On interview techniques

After being found guilty and sentenced to 40 years by the ICTY today, David A. Graham over at The Atlantic’s Notes highlights a 1993 interview conducted with Radovan Karadzic —

In January 1993, still relatively early in the Bosnian war, [CBC’s] As It Happens scored an interview with Karadzic. In a retrospective segment years ago, former host Michael Enright reminisced about preparing for the interview and his plan to ask standard questions. But he decided that wasn’t going to cut it, so he took a more direct approach when the tape started rolling:

“Mr. Karadzic, generally how—in your view, how is the ethnic cleansing going?” Enright deadpanned.

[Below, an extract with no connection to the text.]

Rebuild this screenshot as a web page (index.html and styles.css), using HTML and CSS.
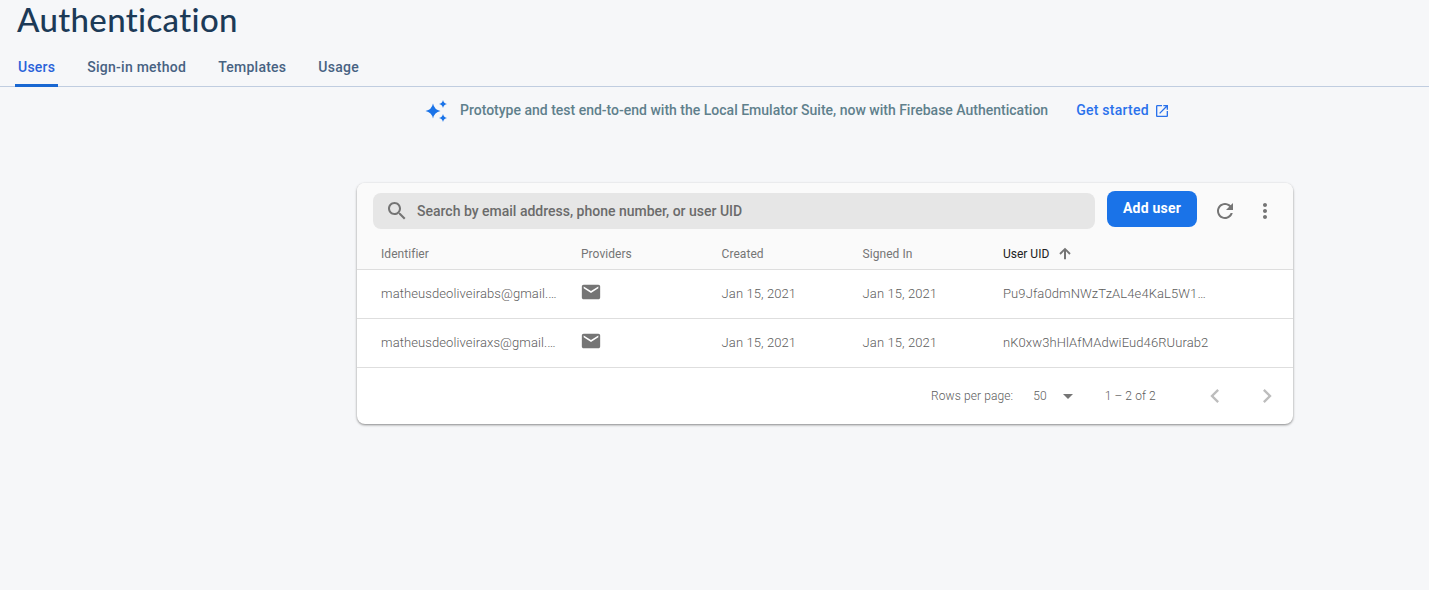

Karadzic was unsurprisingly annoyed.

“Ethnic cleansing was not part of our policy any time,” he fumed. “Ethnic cleansing was on all sides, and it was sort of ethnic shifting of the people, because Serbs have escaped from Muslim surroundings and the Bosnians have escaped from Serbian surroundings.”

Enright kept rolling, maintaining a studiously detached tone.

[…] It’s a remarkable interview: A reporter asking extremely tough questions of a leader, with great authority and command of facts, about a faraway conflict. You don’t hear this sort of exchange often. For one, few war criminals will talk to the media. For another, few reporters have the chops to pull it off live like this. They might worry about losing access, too—although when the interview ended, Karadzic signed off with a cheery, “Welcome, any time!”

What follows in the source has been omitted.